The first thing I noticed at the Laura El-Tantawy exhibition -- at National Art Gallery, Bangladesh Shilpakala Academy -- is the image of an elderly woman's face. It's hard not to notice: the blown up photo is larger than life, and the face is too powerful with wrinkles, slightly downward gaze and the very visible tear trickling down from the left eye. Some teenagers decided to pose in front of it, asking their friends to take pictures. El-Tantawy's exhibition is titled “Faces of a Revolution: Egypt”. The same gallery also houses Ziyah Gafic's exhibition, “Quest for Identity”, which sheds light on victims of the Bosnian genocide.
It was rather surreal -- the mood these images created and the frolicking that was going on in the gallery. But maybe that's the point, that's reality. The world might not hear the roars of your revolution, for which you had sacrificed all; others may not even take it seriously. Life goes on in the rest of the world while your people face ethnic cleansing. Human existence and revolutions are vulnerable. In that sense these two exhibitions are rightfully part of Chobi Mela VII, the theme of which is 'fragility'.
Laura El-Tantawy is an Egyptian photojournalist and artist based in London, England. Her work has been published and exhibited in the United States, Europe, Asia, and the Middle East.
El-Tantawy's work is part of a larger series exploring Egypt's process of forming its identity. The work started in 2005 and has since expanded to look at the trials and tribulations of a nation in transition -- the time of Mubarak, the revolution, and the looming future.
The series focuses on images of Egyptians -- reflective of the country's current fragile state as it experiences political, social and economic turmoil. The images were taken at Tahrir Square, in Cairo, which has now become a symbol of a nation's struggle for democracy and dignity, a struggle for identity.
About her work El-Tantawy says, “…In Tahrir Square I saw the impact of Mubarak's failed policies on the people. I saw our fragility exposed: Grown man wept like children and young women fought like old men. In Tahrir I saw an awakening of emotions I thought had long disappeared from our psyche as Egyptians.”
Ziyah Gafic was born in Sarajevo, where he graduated in Comparative Literature. Since 1999 he has been travelling extensively and covered major events in more then forty countries.
Gafic's exhibition features images of everyday objects -- clocks, keys, combs, glasses -- that the victims of the Bosnian genocide carried with them on their final journey.
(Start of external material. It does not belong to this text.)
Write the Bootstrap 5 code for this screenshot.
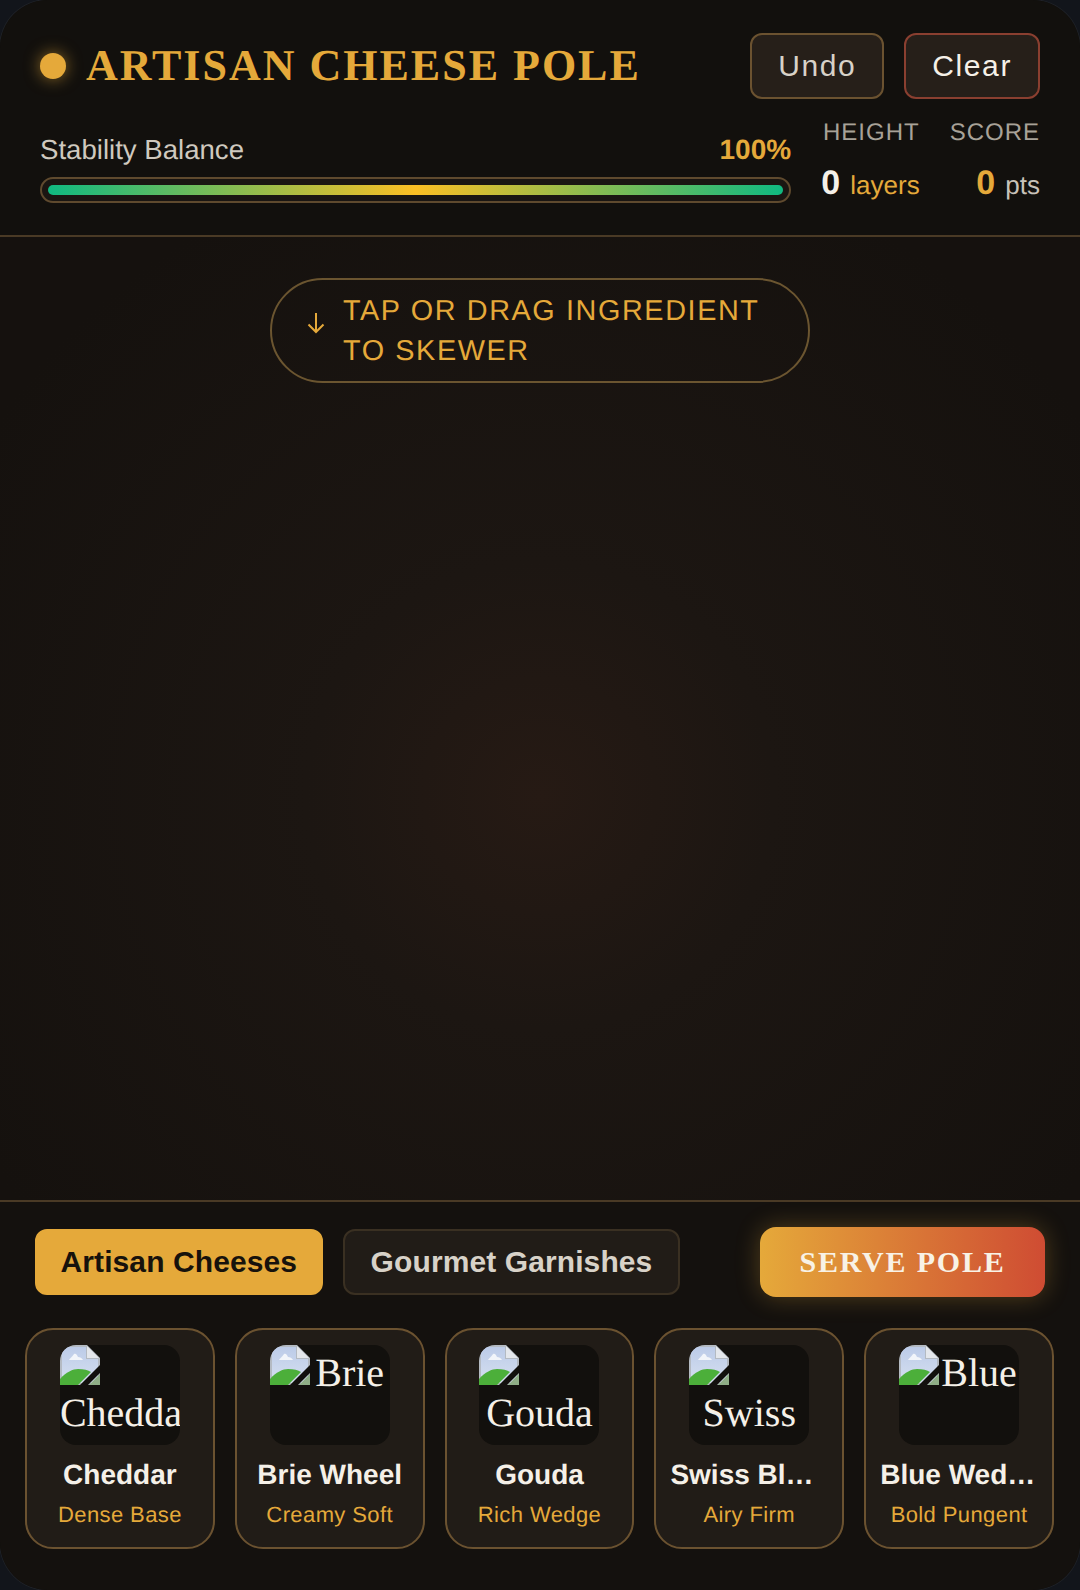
<!DOCTYPE html>
<html lang="en">
<head>
<meta charset="UTF-8">
<meta name="viewport" content="width=device-width, initial-scale=1.0">
<title>Artisan Cheese Pole</title>
<link href="https://cdn.jsdelivr.net/npm/bootstrap@5.3.0/dist/css/bootstrap.min.css" rel="stylesheet">
<style>
:root { --amber: #e5a93a; --line: #4a3a25; --edge: #6b5230; }
html, body { height: 100%; }
body { background: #12151b; font-family: "Liberation Sans", Arial, sans-serif; color: #f5f0e8; text-rendering: geometricPrecision; }
.app-frame { width: 1080px; height: 1590px; border-radius: 48px; overflow: hidden; display: flex; flex-direction: column; background: #12100d; box-shadow: 0 0 0 1px rgba(255,255,255,.05); }
.gap-wide { gap: 20px; }

.top-bar { height: 237px; flex: none; padding: 33px 40px 0; border-bottom: 2px solid var(--line); background: #12100d; }
.status-dot { width: 26px; height: 26px; border-radius: 50%; background: var(--amber); box-shadow: 0 0 16px rgba(229,169,58,.6); }
.app-title { font-family: "Liberation Serif", serif; font-weight: 700; font-size: 44px; letter-spacing: 2px; color: var(--amber); margin: 0; line-height: 66px; }
.tool-btn { height: 66px; padding: 0 26px; background: #261f19; border: 2px solid var(--edge); border-radius: 12px; color: #d8d2c8; font-size: 30px; letter-spacing: 1.6px; line-height: 1; }
.tool-btn.danger { border-color: #8a3f30; color: #f5f0e8; }
.stats-bar { margin-top: 16px; gap: 30px; }
.meter-col { padding-top: 15px; }
.meter-label { font-size: 27.6px; line-height: 40px; color: #cfc9bf; }
.meter-value { font-size: 28px; line-height: 40px; font-weight: 700; color: var(--amber); }
.meter-track { height: 26px; margin-top: 7px; padding: 6px; border: 2px solid #5f4a2e; border-radius: 13px; background: #1a1612; }
.meter-fill { height: 100%; border-radius: 5px; background: linear-gradient(90deg, #10b981, #fbbf24 50%, #10b981); }
.stat-col { padding-top: 3px; gap: 30px; }
.stat-head { font-size: 24px; letter-spacing: 1px; line-height: 30px; color: #a8a298; }
.stat-row { line-height: 44px; margin-top: 13px; font-size: 26px; }
.stat-num { font-size: 34px; font-weight: 700; margin-right: 3px; }
.stat-unit { color: var(--amber); }
.stat-unit-plain { color: #c8c2b8; }
.text-amber { color: var(--amber); }

.play-area { flex: 1 1 auto; padding-top: 41px; border-bottom: 2px solid var(--line); background: radial-gradient(circle at 50% 58%, #261a14 0%, #1c1612 30%, #15110e 85%); }
.hint-pill { width: 540px; height: 105px; border: 2px solid #6b5530; border-radius: 53px; padding: 0 30px 0 34px; color: var(--amber); font-size: 28.8px; line-height: 40px; letter-spacing: 1.6px; gap: 17px; }
.hint-pill svg { flex: none; margin-bottom: 16px; }

.tray { flex: none; height: 388px; background: #14110e; padding: 25px 26px 0 25px; }
.tab-btn { height: 66px; padding: 0 26px; border: 2px solid #3a3022; border-radius: 12px; background: #211c17; color: #d8d2c8; font-size: 30px; letter-spacing: .1px; font-weight: 700; line-height: 1; }
.tab-btn.picked { padding: 0 23.500px; background: var(--amber); border-color: var(--amber); color: #17120c; }
.serve-btn { height: 70px; width: 285px; border: 0; border-radius: 16px; background: linear-gradient(90deg, #e5a93a, #cf4c33); color: #f8f2e6; font-family: "Liberation Serif", serif; font-weight: 700; font-size: 30px; letter-spacing: 1.8px; box-shadow: 0 0 24px rgba(229,169,58,.3); line-height: 1; }
.tab-row { padding: 0 9px 0 10px; margin-bottom: 31px; }
.cheese-grid { display: grid; grid-template-columns: repeat(5, minmax(0, 1fr)); gap: 20px; }
.cheese-card { height: 221px; border: 2px solid var(--edge); border-radius: 28px; background: #211c17; padding: 15px 14px 0; text-align: center; }
.cheese-pic { width: 120px; height: 100px; margin: 0 auto 10px; border-radius: 16px; background: #12100d; overflow: hidden; text-align: center; font-family: "Liberation Serif", serif; font-size: 40px; line-height: 56px; color: #f5f0e8; }
.cheese-pic svg { float: left; display: block; }
.cheese-name { font-size: 28px; font-weight: 700; line-height: 40px; white-space: nowrap; overflow: hidden; text-overflow: ellipsis; }
.cheese-note { font-size: 22px; letter-spacing: .4px; line-height: 40px; color: var(--amber); white-space: nowrap; }
</style>
</head>
<body>
<svg width="0" height="0" class="position-absolute">
  <defs>
    <linearGradient id="sky" x1="0" y1="0" x2="0" y2="1"><stop offset="0" stop-color="#bccbe8"/><stop offset="1" stop-color="#d6e0f0"/></linearGradient>
    <symbol id="broken-pic" viewBox="0 0 40 40">
      <path d="M4 0H27L40 13V40H0V4Z" fill="#b4bac2"/>
      <path d="M4 2H26V14H38V38H2V4Z" fill="url(#sky)"/>
      <path d="M9 15C10 13 12 12 14 9C16 8 17 10 18 12C20 12 22 13 23 15Z" fill="#f2f5fa"/>
      <path d="M0 40V34C6 27 13 24 18 24C24 24 28 25 31 27L18 40Z" fill="#4caf3a"/>
      <path d="M27 1L39 13H27Z" fill="#e4e7ec"/>
      <path d="M29 40L40 29V40Z" fill="#8fae86"/>
      <path d="M40 20L20 40H28L40 28Z" fill="#12100d"/>
    </symbol>
  </defs>
</svg>

<div class="app-frame">
  <header class="top-bar">
    <div class="d-flex align-items-center justify-content-between">
      <div class="d-flex align-items-center gap-wide">
        <span class="status-dot"></span>
        <h1 class="app-title">ARTISAN CHEESE POLE</h1>
      </div>
      <div class="d-flex gap-wide">
        <button class="tool-btn">Undo</button>
        <button class="tool-btn danger">Clear</button>
      </div>
    </div>
    <div class="d-flex stats-bar">
      <div class="flex-grow-1 meter-col">
        <div class="d-flex justify-content-between">
          <span class="meter-label">Stability Balance</span>
          <span class="meter-value">100%</span>
        </div>
        <div class="meter-track"><div class="meter-fill"></div></div>
      </div>
      <div class="d-flex stat-col">
        <div class="text-end">
          <div class="stat-head">HEIGHT</div>
          <div class="stat-row"><span class="stat-num">0</span> <span class="stat-unit">layers</span></div>
        </div>
        <div class="text-end">
          <div class="stat-head">SCORE</div>
          <div class="stat-row"><span class="stat-num text-amber">0</span> <span class="stat-unit-plain">pts</span></div>
        </div>
      </div>
    </div>
  </header>

  <main class="play-area">
    <div class="hint-pill mx-auto d-flex align-items-center">
      <svg width="20" height="22" viewBox="0 0 20 22" fill="none" stroke="#e5a93a" stroke-width="2"><path d="M10 1V20M2.500 12.500L10 20L17.500 12.500"/></svg>
      <span>TAP OR DRAG INGREDIENT TO SKEWER</span>
    </div>
  </main>

  <section class="tray">
    <div class="tab-row d-flex align-items-center gap-wide">
      <button class="tab-btn picked">Artisan Cheeses</button>
      <button class="tab-btn">Gourmet Garnishes</button>
      <button class="serve-btn ms-auto">SERVE POLE</button>
    </div>
    <div class="cheese-grid">
      <div class="cheese-card">
        <div class="cheese-pic"><svg width="40" height="40"><use href="#broken-pic"/></svg>Cheddar</div>
        <div class="cheese-name">Cheddar</div>
        <div class="cheese-note">Dense Base</div>
      </div>
      <div class="cheese-card">
        <div class="cheese-pic"><svg width="40" height="40"><use href="#broken-pic"/></svg>Brie</div>
        <div class="cheese-name">Brie Wheel</div>
        <div class="cheese-note">Creamy Soft</div>
      </div>
      <div class="cheese-card">
        <div class="cheese-pic"><svg width="40" height="40"><use href="#broken-pic"/></svg>Gouda</div>
        <div class="cheese-name">Gouda</div>
        <div class="cheese-note">Rich Wedge</div>
      </div>
      <div class="cheese-card">
        <div class="cheese-pic"><svg width="40" height="40"><use href="#broken-pic"/></svg>Swiss</div>
        <div class="cheese-name">Swiss Block</div>
        <div class="cheese-note">Airy Firm</div>
      </div>
      <div class="cheese-card">
        <div class="cheese-pic"><svg width="40" height="40"><use href="#broken-pic"/></svg>Blue</div>
        <div class="cheese-name">Blue Wedge</div>
        <div class="cheese-note">Bold Pungent</div>
      </div>
    </div>
  </section>
</div>
<script src="https://cdn.jsdelivr.net/npm/bootstrap@5.3.0/dist/js/bootstrap.bundle.min.js"></script>
</body>
</html>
During the four-year long conflict in the 1990s, approximately 30,000 citizens went missing; all presumably killed.
As part of the process of identifying those who disappeared, personal belongings found with the victims' remains have been collected by the Bosnian Government's Institute for Missing People.
Gafic has photographed every single item exhumed from the mass graves in order to create a visual archive that survivors could easily browse. The objects are not only a means of identifying victims but are also used as forensic evidence in the ongoing war crimes trials.
The fact that some of the victims carried personal items, such as toothpaste and a toothbrush, is a clear sign that they had no idea what was about to happen to them. These objects are the last permanent reminders that these people ever existed.
Though Chobi Mela VII had its concluding programme yesterday, the exhibitions will continue till February 7.